Tall grass on either side, then a small village. They keep saying "hamlet" which always makes me think of Doonesbury in the Viet Nam years. What is a hamlet? My mom was getting her Masters when I was a kid and she used to read me all her assignments, but I was so young I didn't really process a lot of it. I thought Hamlet and Prince Rillian were the same guy for like ten years, that's all I remember. Oh, and Oedipus and King Lear and the guy from Rapunzel all got blinded, so I drew these weird connections and decided that people get blinded constantly if they don't watch out. (I still kind of believe that one.) I also thought Jesus, Napoleon and Hannibal had a huge war in Israel, in which they rode principally on the backs of giant elephants, and this took place sometime around The Pyramids, BC. History was a lot cooler when I was stupid.
Sorry, what's a hamlet. A hamlet is defined as "smaller than a village," which is itself "smaller than a town." Okay, that mystery was not very mysterious, as it turns out. So Brad and Patterson are watching this hamlet, which is doing nothing interesting unless you find poverty stricken civilian families with children going about their fucking business in a war-torn nation and not doing anything to hurt anybody particularly interesting. The word for father is "Abooy"; the word for mother is "Um-mi." These kids would say "Baba" and "Mama." The word for milk is "haleb."
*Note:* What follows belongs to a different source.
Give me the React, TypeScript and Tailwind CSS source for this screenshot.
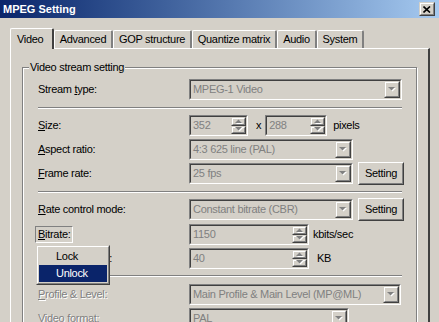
import React from "react";

const tabs = [
  { label: "Video", w: "w-[44px]", active: true },
  { label: "Advanced", w: "w-[59px]" },
  { label: "GOP structure", w: "w-[79px]" },
  { label: "Quantize matrix", w: "w-[85px]" },
  { label: "Audio", w: "w-[40px]" },
  { label: "System", w: "w-[47px]" },
];

function Arrow({ up = false }: { up?: boolean }) {
  const pts = up ? "0,4 3.5,0.5 7,4" : "0,0 7,0 3.5,3.5";
  return (
    <svg width="8" height="5" viewBox="0 0 8 5" className="block">
      <polygon points={pts} transform="translate(1,1)" fill="#ffffff" />
      <polygon points={pts} fill="#808080" />
    </svg>
  );
}

function Raised({ className = "", children }: { className?: string; children?: React.ReactNode }) {
  return (
    <div className={`border border-t-[#D4D0C8] border-l-[#D4D0C8] border-r-[#404040] border-b-[#404040] ${className}`}>
      <div className="flex h-full w-full items-center justify-center border border-t-white border-l-white border-r-[#808080] border-b-[#808080] bg-[#D4D0C8]">
        {children}
      </div>
    </div>
  );
}

function Sunken({ className = "", children }: { className?: string; children?: React.ReactNode }) {
  return (
    <div className={`h-[21px] border border-t-[#808080] border-l-[#808080] border-r-white border-b-white ${className}`}>
      <div className="flex h-full w-full items-center border border-t-[#404040] border-l-[#404040] border-r-[#D4D0C8] border-b-[#D4D0C8] bg-[#D4D0C8]">
        {children}
      </div>
    </div>
  );
}

function Combo({ value, className }: { value: string; className: string }) {
  return (
    <Sunken className={className}>
      <span className="flex-1 truncate pl-[2px] text-[#808080]">{value}</span>
      <Raised className="h-[17px] w-[16px]">
        <Arrow />
      </Raised>
    </Sunken>
  );
}

function Spin({ value, className }: { value: string; className: string }) {
  return (
    <Sunken className={className}>
      <span className="flex-1 pl-[2px] text-[#808080]">{value}</span>
      <div className="flex h-full w-[15px] flex-col">
        <Raised className="h-1/2 w-full">
          <Arrow up />
        </Raised>
        <Raised className="h-1/2 w-full">
          <Arrow />
        </Raised>
      </div>
    </Sunken>
  );
}

function PushButton({ label }: { label: string }) {
  return (
    <div className="h-[23px] w-[46px] border border-t-white border-l-white border-r-[#404040] border-b-[#404040]">
      <div className="flex h-full w-full items-center justify-center border border-t-[#D4D0C8] border-l-[#D4D0C8] border-r-[#808080] border-b-[#808080]">
        {label}
      </div>
    </div>
  );
}

function Label({ pre = "", u, rest, disabled = false }: { pre?: string; u: string; rest: string; disabled?: boolean }) {
  return (
    <div className={`w-[151px] shrink-0 ${disabled ? "text-[#808080] [text-shadow:1px_1px_0_#fff]" : ""}`}>
      {pre}
      <u>{u}</u>
      {rest}
    </div>
  );
}

function Separator({ className }: { className: string }) {
  return <div className={`h-[2px] w-[364px] border-t border-t-[#808080] border-b border-b-white ${className}`} />;
}

export default function App() {
  return (
    <div className="relative h-[322px] w-[439px] overflow-hidden bg-[#D4D0C8] font-['Liberation_Sans',Arial,sans-serif] text-[11px] leading-none text-black">
      {/* caption */}
      <div className="flex h-[18px] items-center justify-between bg-gradient-to-r from-[#0A246A] to-[#A6CAF0] pl-[3px] pr-[4px]">
        <span className="font-bold text-white">MPEG Setting</span>
        <Raised className="h-[14px] w-[16px]">
          <svg width="8" height="7" viewBox="0 0 8 7">
            <path d="M0.5 0.5 L7 6.5 M7 0.5 L0.5 6.5" stroke="#000" strokeWidth="1.6" />
          </svg>
        </Raised>
      </div>

      <div className="tracking-[-0.3px]">
        {/* tabs */}
        <div className="ml-[10px] mt-[10px] flex h-[20px] items-end">
          {tabs.map((t) =>
            t.active ? (
              <div
                key={t.label}
                className={`relative z-10 -mb-px flex h-[21px] ${t.w} items-center rounded-t-[2px] border-l border-t border-r-2 border-l-white border-t-white border-r-[#404040] bg-[#D4D0C8] pl-[6px]`}
              >
                {t.label}
              </div>
            ) : (
              <div
                key={t.label}
                className={`flex h-[18px] ${t.w} items-center justify-center rounded-t-[2px] border-l border-t border-r-2 border-l-white border-t-white border-r-[#808080]`}
              >
                {t.label}
              </div>
            )
          )}
        </div>

        {/* tab page */}
        <div className="ml-[10px] h-[300px] w-[420px] border-l border-t border-r-2 border-l-white border-t-white border-r-[#404040] pl-[11px] pt-[18px]">
          <div className="relative h-[300px] w-[395px] border border-[#808080] pl-[15px] pt-[11px] shadow-[inset_1px_1px_0_#fff,1px_1px_0_#fff]">
            <span className="absolute -top-[6px] left-[6px] bg-[#D4D0C8] px-px">Video stream setting</span>

            <div className="flex h-[21px] items-center">
              <Label pre="Stream " u="t" rest="ype:" />
              <Combo value="MPEG-1 Video" className="w-[213px]" />
            </div>

            <Separator className="mt-[7px]" />

            <div className="mt-[6px] flex h-[21px] items-center">
              <Label u="S" rest="ize:" />
              <Spin value="352" className="w-[59px]" />
              <span className="ml-[8px]">x</span>
              <Spin value="288" className="ml-[4px] w-[62px]" />
              <span className="ml-[6px]">pixels</span>
            </div>

            <div className="mt-[3px] flex h-[21px] items-center">
              <Label u="A" rest="spect ratio:" />
              <Combo value="4:3 625 line (PAL)" className="w-[164px]" />
            </div>

            <div className="mt-[3px] flex h-[21px] items-center">
              <Label u="F" rest="rame rate:" />
              <Combo value="25 fps" className="w-[164px]" />
              <div className="ml-[5px]">
                <PushButton label="Setting" />
              </div>
            </div>

            <Separator className="mt-[7px]" />

            <div className="mt-[6px] flex h-[21px] items-center">
              <Label u="R" rest="ate control mode:" />
              <Combo value="Constant bitrate (CBR)" className="w-[164px]" />
              <div className="ml-[5px]">
                <PushButton label="Setting" />
              </div>
            </div>

            <div className="mt-[4px] flex h-[21px] items-center">
              <div className="w-[151px] shrink-0">
                <span className="-ml-[3px] inline-block border border-t-[#808080] border-l-[#808080] border-r-white border-b-white px-[2px] py-[2px]">
                  <u>B</u>itrate:
                </span>
              </div>
              <Spin value="1150" className="w-[120px]" />
              <span className="ml-[4px]">kbits/sec</span>
            </div>

            <div className="mt-[3px] flex h-[21px] items-center">
              <Label pre="VBV buffer size" u="" rest=":" />
              <Spin value="40" className="w-[120px]" />
              <span className="ml-[8px]">KB</span>
            </div>

            <Separator className="mt-[6px]" />

            <div className="mt-[7px] flex h-[21px] items-center">
              <Label u="P" rest="rofile & Level:" disabled />
              <Combo value="Main Profile & Main Level (MP@ML)" className="w-[212px]" />
            </div>

            <div className="mt-[3px] flex h-[21px] items-center">
              <Label u="V" rest="ideo format:" disabled />
              <Combo value="PAL" className="w-[160px]" />
            </div>
          </div>
        </div>

        {/* context menu over the bitrate label */}
        <div className="absolute left-[36px] top-[245px] w-[74px] border border-t-[#D4D0C8] border-l-[#D4D0C8] border-r-[#404040] border-b-[#404040]">
          <div className="border border-t-white border-l-white border-r-[#808080] border-b-[#808080] bg-[#D4D0C8] p-px">
            <div className="flex h-[17px] items-center pl-[17px]">Lock</div>
            <div className="flex h-[17px] items-center bg-[#0A246A] pl-[17px] text-white">Unlock</div>
          </div>
        </div>
      </div>
    </div>
  );
}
"Remember how the kids would come running out to us in Afghanistan?" Patterson grunts in agreement. Nate radios out that there's no enemy presence anywhere; Captain America is looting bodies for beanies, keepsakes. Lilley tapes him, from a distance: "Winning the war one souvenir at a time, right? ...Fucking scumbag, man." Espera barks, "Hey! That's Bravo Three's Commander." They all hoot and laugh into the silence, and watch him with the bodies. Down on their bellies, Brad looks up and sees Captain America approaching. His eyes, they don't focus on anything. They're bifocal, they see something we don't see. I imagine it's a cartoon as big as the world. "Sergeant! For the life of me," he laughs in that conspiratorial, stilted and awkward way he has, "I could only find a black one. Have you located any red ones?" Kocher, staring at him unmoving from his assigned post, admits he hasn't found any hats on dead men's heads for him. "If you do, you'll be sure to let me know?" Cap nods gratefully -- and still commandingly, which is the single greatest thing about the motherfucker. He's commanding entire regiments with this shit, from inside his spooky old head -- and runs off. Brad smiles and laughs sympathetically, but Patterson can barely manage that. The sky is very big, and very blue, overhead.